Mas porquê o Renteria?
7- Não sei qual o estado de espírito dos benfiquistas após o jogo: se acham que perderam dois pontos ou que salvaram quatro. Eu, portista, fiquei frustrado. Porque estivemos a ganhar até oito minutos antes dos 90, porque nos deixámos empatar de autogolo e porque perdemos a vitória numa jogada de golo certo, ao soar do gongue. Mas o que é certo é que houve, apesar disso, uma subtil melhoria da situação. O Benfica já não depende só de si; em caso de igualdade pontual, ganha o FC Porto; passou mais um jogo; e o Anderson está de volta.
Mas porquê o Renteria?
8- Quando Alexandre Pinto da Costa iniciou a sua brevíssima carreira de empresário de jogadores (em associação com José Veiga…), tratou logo de fazer o seu primeiro negócio a expensas do FC Porto.
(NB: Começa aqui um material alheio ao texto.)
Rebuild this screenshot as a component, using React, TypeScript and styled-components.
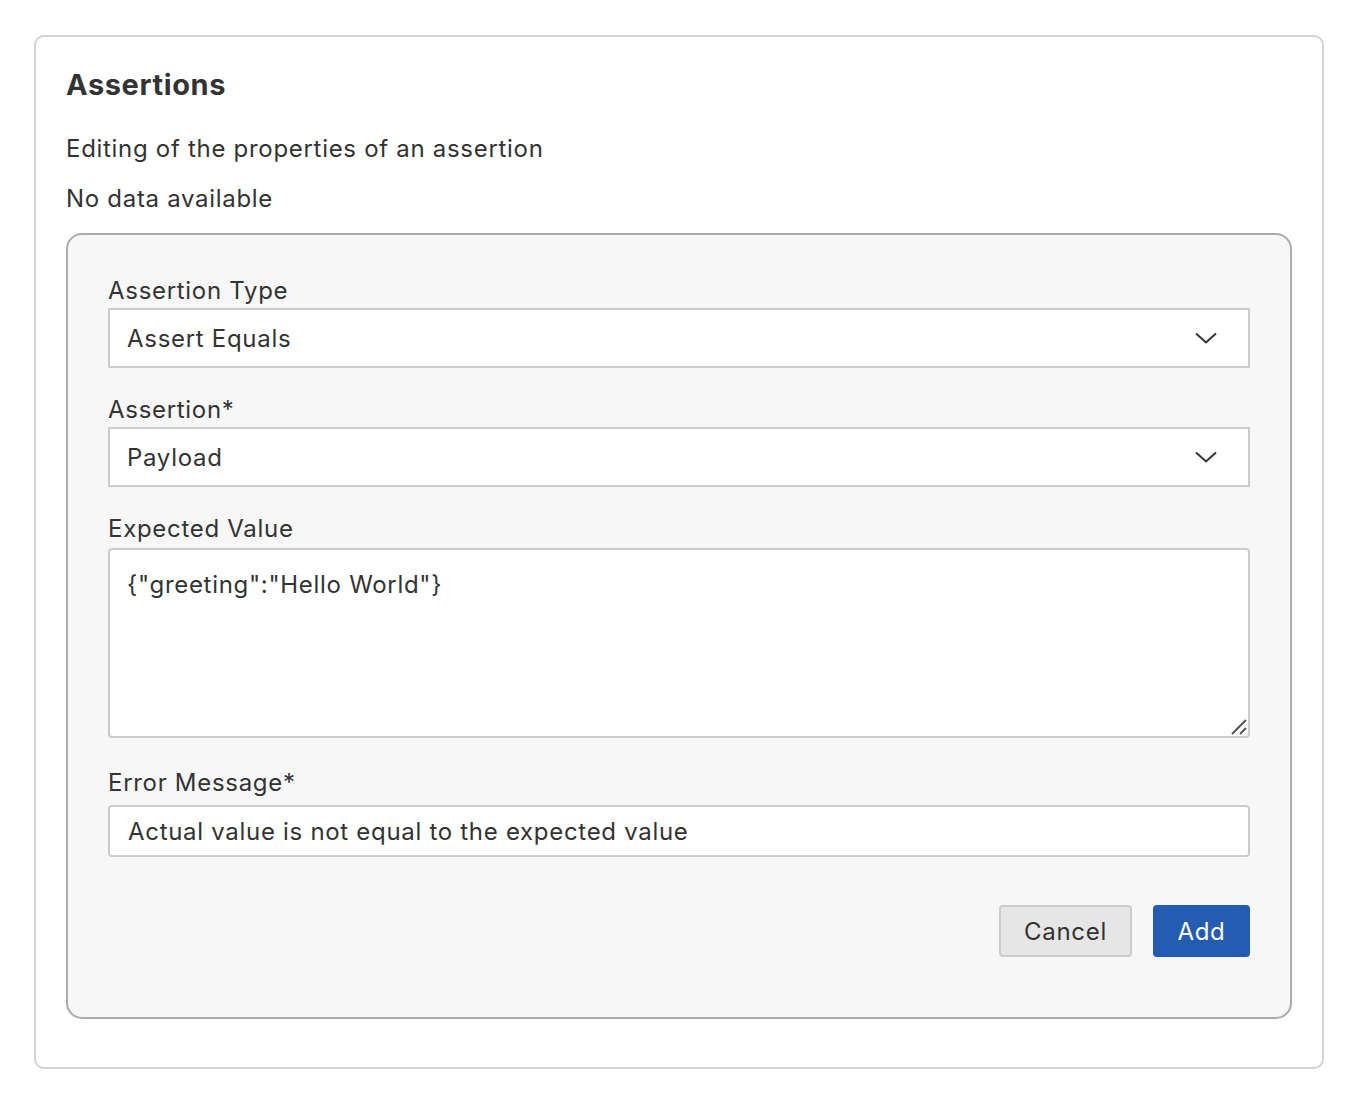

Impingiu-nos o pior jogador de futebol que alguma vez vi jogar: um tal de Paulinho César, suposto ponta-de-lança. O tipo conseguiu fazer uma coisa que eu achava virtualmente impossível — a meio metro da linha de golo, sem guarda-redes nem ninguém entre ele e a baliza, vê cair-lhe uma bola a saltitar à frente; enche o pé e remata… na vertical, três metros acima da barra. Pois, este tal de Renteria faz-me lembrar o Paulinho César: por duas vezes já o vi ficar de posse de uma bola que só precisava de ser encaminhada, de qualquer forma, para a baliza. E das duas vezes o pobre rapaz nem conseguiu, como diria o Gabriel Alves, ter o «gesto técnico» de fazer um remate. O inocente do Renteria, que não tem culpa nenhuma que o tenham contratado, parece não fazer a mais pequena ideia para que serve uma bola de futebol nem que o objectivo final do jogo é tentar enfiá-la dentro da baliza. A esta hora, Renteria ainda deve estar a perguntar-se quem é que se lembrou de o meter numa equipa que ainda há três anos era campeã da Europa e quem é que se lembrou de o meter num jogo dito do título. Diz Jesualdo Ferreira que ele «tem atributos de qualidade superior». Pois, se fossem apenas de qualidade banalíssima, anteontem teríamos saído do estádio da Luz com o título na algibeira.